While most of us believe there is some sort of secret to SEO, you will note that advanced SEO users (SEO's) mostly said no, there is not; and personally I do agree.
Secret Sauce is defined as a "Special quality or feature in the success of someone or something."
If we consider this, is SEO truly a special quality or feature?
Or is it a process that is unique to each individual – that can be replicated?
In my own opinion there is no secret to SEO. There are mechanical processes that are considered worst, better and best, but even these aren't a secret. When I look for them, they are in plain sight and provided by Google themselves.
I feel bad that most of you have joined this group believing that there is a secret to SEO and thinking that maybe I or someone else can give it to you.
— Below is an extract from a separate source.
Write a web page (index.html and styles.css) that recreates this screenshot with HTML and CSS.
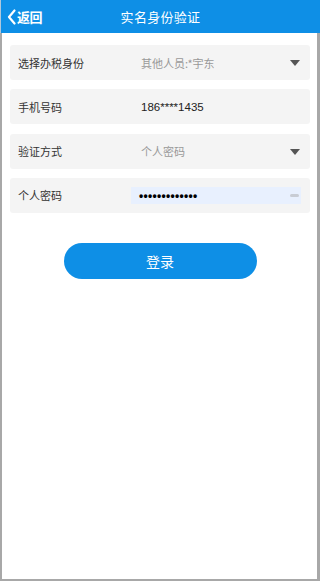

If I ever conveyed this, I apologize.
The truth is, no such thing exists.
We've all heard of Occam's Razor, and here, today I will use it to help you understand the secret to SEO and what is behind the curtain with just a few simple concepts that revolve back to relevancy, authority and user interface.
1.) Create content that is relevant to the keyword you are answering. How? Look at the top three competitors, assimilate their strategy and make the information better, with videos or infographics and more succinctly available.
2.) Generate an authority for your niche for the content you created. How? Get people talking about your relevant content that is better than any other content available for that subject or topic. Backlinks, citations, reviews and sentiment analysis – they all matter. Some more than others, dependent of the niche.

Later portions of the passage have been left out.